December 14th, 2007
Now – about that monkey…
I had one day to myself in Mumbai before my flight home to New Jersey, and, after consulting a guidebook, I decided to visit Elephanta Island – which is a 45 minute journey by steamer from the Gateway to India in Mumbai.
Covered with a dense forest and devoid of any large scale modern construction, Elephanta Island was a welcome reprieve from the crowded and (thanks to the predilection of Mumbai taxi drivers to lean on their horns) noisy streets of Mumbai. Once off the boat, I took a short walk up about 200 stone steps to the site of ancient Hindu temples carved into the basalt rock that formed the island. A UNESCO site, the main temple “cave” is dedicated to Shiva, and includes magnificent tableaus depicting an assortment of tales about the diety.
A remarkable site – and well worth the 200 Rupee boat ride.
When leaving the cave, I noticed a family of monkeys sitting on a fence rail overlooking a ravine, and thought it would be a nice shot for my daughter. As I fumbled with my camera, the male in the group – as big as a cocker spaniel — came towards me, snarling and showing his teeth. Next thing I knew, he was jumping at me, trying to grab my water bottle. I shook him off to peels of laughter from the other tourists.

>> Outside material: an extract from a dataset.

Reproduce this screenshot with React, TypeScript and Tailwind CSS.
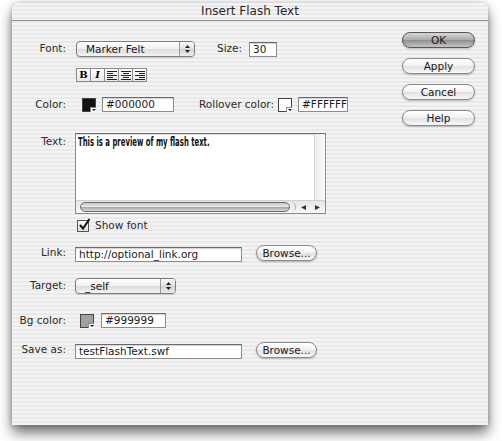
import React from "react";

const stripes =
  "bg-[repeating-linear-gradient(to_bottom,#f4f4f4_0px,#f4f4f4_2px,#e9e9e9_2px,#e9e9e9_4px)]";

function Label({ children, top = false }: { children: React.ReactNode; top?: boolean }) {
  return (
    <div
      className={`w-[55px] shrink-0 text-right pr-[1px] text-[10.5px] text-[#2a2a2a] ${
        top ? "self-start pt-[1px]" : ""
      }`}
    >
      {children}
    </div>
  );
}

function Field({ value, w }: { value: string; w: string }) {
  return (
    <div
      className={`${w} h-[15px] bg-white border border-[#8c8c8c] border-t-[#6a6a6a] shadow-[inset_0_1px_1px_rgba(0,0,0,0.18)] pl-[3px] text-[10.5px] leading-[13px] text-[#1a1a1a] whitespace-nowrap overflow-hidden`}
    >
      {value}
    </div>
  );
}

function Popup({ value, w }: { value: string; w: string }) {
  return (
    <div
      className={`${w} h-[16px] flex rounded-[4px] border border-[#7d7d7d] bg-[linear-gradient(to_bottom,#ffffff,#f0f0f0_50%,#dcdcdc_51%,#f4f4f4)] shadow-[0_1px_1px_rgba(0,0,0,0.15)] overflow-hidden`}
    >
      <div className="flex-1 pl-[9px] text-[10.5px] leading-[14px] text-[#1a1a1a]">{value}</div>
      <div className="w-[15px] border-l border-[#9a9a9a] flex flex-col items-center justify-center gap-[2px] bg-[linear-gradient(to_bottom,#fafafa,#e2e2e2_50%,#d2d2d2_51%,#ededed)]">
        <svg width="5" height="3" viewBox="0 0 5 3">
          <path d="M0 3 L2.5 0 L5 3 Z" fill="#222" />
        </svg>
        <svg width="5" height="3" viewBox="0 0 5 3">
          <path d="M0 0 L2.5 3 L5 0 Z" fill="#222" />
        </svg>
      </div>
    </div>
  );
}

function PushButton({ label, def = false, w }: { label: string; def?: boolean; w: string }) {
  return (
    <div
      className={`${w} h-[16px] rounded-full border text-center text-[10.5px] leading-[14px] text-[#1a1a1a] shadow-[0_1px_2px_rgba(0,0,0,0.25)] ${
        def
          ? "border-[#555] bg-[linear-gradient(to_bottom,#d8d8d8,#a8a8a8_50%,#8f8f8f_51%,#c4c4c4)]"
          : "border-[#8a8a8a] bg-[linear-gradient(to_bottom,#ffffff,#f2f2f2_50%,#e0e0e0_51%,#f8f8f8)]"
      }`}
    >
      {label}
    </div>
  );
}

function Swatch({ fill }: { fill: string }) {
  return (
    <div className="relative w-[14px] h-[14px] border border-[#444]" style={{ background: fill }}>
      <div className="absolute right-[-1px] bottom-[-1px] w-[6px] h-[5px] bg-white border-l border-t border-[#888] flex items-center justify-center">
        <svg width="4" height="2" viewBox="0 0 4 2">
          <path d="M0 0 L2 2 L4 0 Z" fill="#111" />
        </svg>
      </div>
    </div>
  );
}

function AlignIcon({ mode }: { mode: "left" | "center" | "right" }) {
  const lines = [10, 6, 10, 6, 10];
  return (
    <svg width="10" height="9" viewBox="0 0 10 9">
      {lines.map((len, i) => {
        const x = mode === "left" ? 0 : mode === "right" ? 10 - len : (10 - len) / 2;
        return <rect key={i} x={x} y={i * 2} width={len} height="1" fill="#222" />;
      })}
    </svg>
  );
}

function StyleButton({ children }: { children: React.ReactNode }) {
  return (
    <div className="w-[15px] h-[14px] border border-[#8a8a8a] -ml-[1px] first:ml-0 bg-[linear-gradient(to_bottom,#ffffff,#e8e8e8)] flex items-center justify-center">
      {children}
    </div>
  );
}

export default function App() {
  return (
    <div className="w-[502px] h-[441px] bg-white overflow-hidden font-['DejaVu_Sans',sans-serif] pt-[3px] pl-[12px]">
      <div
        className={`w-[476px] h-[422px] rounded-t-[6px] flex flex-col ${stripes} shadow-[0_8px_13px_rgba(0,0,0,0.55),0_0_5px_rgba(0,0,0,0.25)]`}
      >
        {/* title bar */}
        <div className="h-[18px] shrink-0 border-b border-[#8f8f8f] text-center text-[12px] leading-[17px] text-[#2a2a2a] rounded-t-[6px]">
          Insert Flash Text
        </div>

        <div className="flex flex-1">
          {/* form column */}
          <div className="flex-1 flex flex-col pt-[20px]">
            {/* font */}
            <div className="flex items-center h-[16px] gap-[8px]">
              <Label>Font:</Label>
              <div className="ml-[1px]">
                <Popup value="Marker Felt" w="w-[119px]" />
              </div>
              <div className="ml-[14px] text-[10.5px] text-[#2a2a2a]">Size:</div>
              <div className="ml-[-1px]">
                <Field value="30" w="w-[28px]" />
              </div>
            </div>

            {/* style buttons */}
            <div className="flex h-[14px] mt-[11px] ml-[64px]">
              <StyleButton>
                <span className="font-['DejaVu_Serif',serif] font-bold text-[10px] leading-none">B</span>
              </StyleButton>
              <StyleButton>
                <span className="font-['DejaVu_Serif',serif] font-bold italic text-[10px] leading-none">I</span>
              </StyleButton>
              <StyleButton>
                <AlignIcon mode="left" />
              </StyleButton>
              <StyleButton>
                <AlignIcon mode="center" />
              </StyleButton>
              <StyleButton>
                <AlignIcon mode="right" />
              </StyleButton>
            </div>

            {/* colours */}
            <div className="flex items-center h-[15px] mt-[15px] gap-[8px]">
              <Label>Color:</Label>
              <div className="ml-[7px]">
                <Swatch fill="#111" />
              </div>
              <div className="ml-[-2px]">
                <Field value="#000000" w="w-[72px]" />
              </div>
              <div className="ml-[17px] text-[10.5px] text-[#2a2a2a] whitespace-nowrap">Rollover color:</div>
              <div className="ml-[-4px]">
                <Swatch fill="#fff" />
              </div>
              <div className="ml-[-2px]">
                <Field value="#FFFFFF" w="w-[50px]" />
              </div>
            </div>

            {/* preview text */}
            <div className="flex h-[81px] mt-[21px] gap-[8px]">
              <Label top>Text:</Label>
              <div className="w-[251px] h-[81px] border border-[#8c8c8c] border-t-[#6e6e6e] bg-white flex flex-col shadow-[inset_0_1px_1px_rgba(0,0,0,0.15)]">
                <div className="flex flex-1 overflow-hidden">
                  <div className="flex-1 pl-[2px] overflow-hidden">
                    <div className="origin-left scale-x-[0.6] whitespace-nowrap font-bold text-[11.5px] text-[#111]">
                      This is a preview of my flash text.
                    </div>
                  </div>
                  <div className="w-[11px] bg-[linear-gradient(to_right,#ececec,#fafafa)] border-l border-[#d6d6d6]" />
                </div>
                <div className="h-[13px] flex items-center bg-[linear-gradient(to_bottom,#e6e6e6,#f8f8f8)] border-t border-[#d0d0d0]">
                  <div className="ml-[4px] w-[210px] h-[10px] rounded-full border border-[#6f6f6f] bg-[linear-gradient(to_bottom,#c4c4c4,#e8e8e8_45%,#a8a8a8_55%,#d8d8d8)]" />
                  <div className="ml-[1px] w-[5px] h-[10px] rounded-r-full border-r border-[#aaa]" />
                  <div className="flex-1 flex items-center justify-around pr-[1px]">
                    <svg width="5" height="5" viewBox="0 0 5 5">
                      <path d="M5 0 L0 2.5 L5 5 Z" fill="#333" />
                    </svg>
                    <svg width="5" height="5" viewBox="0 0 5 5">
                      <path d="M0 0 L5 2.5 L0 5 Z" fill="#333" />
                    </svg>
                  </div>
                </div>
              </div>
            </div>

            {/* show font */}
            <div className="flex items-center h-[13px] mt-[5px] ml-[65px] gap-[6px]">
              <div className="w-[12px] h-[12px] border border-[#555] bg-[linear-gradient(to_bottom,#fdfdfd,#dcdcdc)] relative">
                <svg className="absolute left-[0px] top-[-3px]" width="13" height="13" viewBox="0 0 13 13">
                  <path d="M2 7 L5 10.5 L11.5 1" stroke="#111" strokeWidth="2" fill="none" />
                </svg>
              </div>
              <div className="text-[10.5px] text-[#2a2a2a]">Show font</div>
            </div>

            {/* link */}
            <div className="flex items-center h-[17px] mt-[12px] gap-[8px]">
              <Label>Link:</Label>
              <div className="mt-[3px]">
                <Field value="http://optional_link.org" w="w-[167px]" />
              </div>
              <div className="ml-[6px]">
                <PushButton label="Browse..." w="w-[61px]" />
              </div>
            </div>

            {/* target */}
            <div className="flex items-center h-[16px] mt-[17px] gap-[8px]">
              <Label>Target:</Label>
              <Popup value="_self" w="w-[101px]" />
            </div>

            {/* background colour */}
            <div className="flex items-center h-[15px] mt-[19px] gap-[8px]">
              <Label>Bg color:</Label>
              <div className="ml-[5px]">
                <Swatch fill="#a0a0a0" />
              </div>
              <div className="ml-[-1px]">
                <Field value="#999999" w="w-[65px]" />
              </div>
            </div>

            {/* save as */}
            <div className="flex items-center h-[17px] mt-[13px] gap-[8px]">
              <Label>Save as:</Label>
              <div className="mt-[3px]">
                <Field value="testFlashText.swf" w="w-[167px]" />
              </div>
              <div className="ml-[6px]">
                <PushButton label="Browse..." w="w-[61px]" />
              </div>
            </div>
          </div>

          {/* dialog buttons */}
          <div className="w-[73px] mr-[13px] pt-[11px] flex flex-col gap-[10px]">
            <PushButton label="OK" def w="w-[73px]" />
            <PushButton label="Apply" w="w-[73px]" />
            <PushButton label="Cancel" w="w-[73px]" />
            <PushButton label="Help" w="w-[73px]" />
          </div>
        </div>
      </div>
    </div>
  );
}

I shrugged it off and proceeded on my way — but upon my return I could see my attacker waiting for me in a pack of monkeys some way off. He caught my eye, and made a running assault, weaving between the other tourists. This time he successfully planted himself on my arm and made a play for my water bottle. That, however, made it a bit easier to avoid his teeth when I flung him off, which I did with great alacrity.
The women near me, some in beautiful saris, laughed politely.
Why me? Why my water bottle? I still don’t know, but I have some suspicions.
I’m a simple Midwesterner at heart — and have often been accused of being too “nice.” For instance, while waiting for the boat to depart Mumbai, I foolishly forgot the fine art of haggling and and ended up buying a guide book to the island for a 200 percent mark-up. I suspect the guy knew he had a live one when he first laid his eyes on me — a suspicion reinforced by the fact that he didn’t even bother approaching the other passengers.
Seeing me lolloping along — water bottle in one hand and camera in the other — perhaps the monkey also had me pegged as an easy mark. I’m just glad he didn’t go for my camera…
PS — Coincidentally, CNN had a piece today on another monkey problem — this one in New Delhi.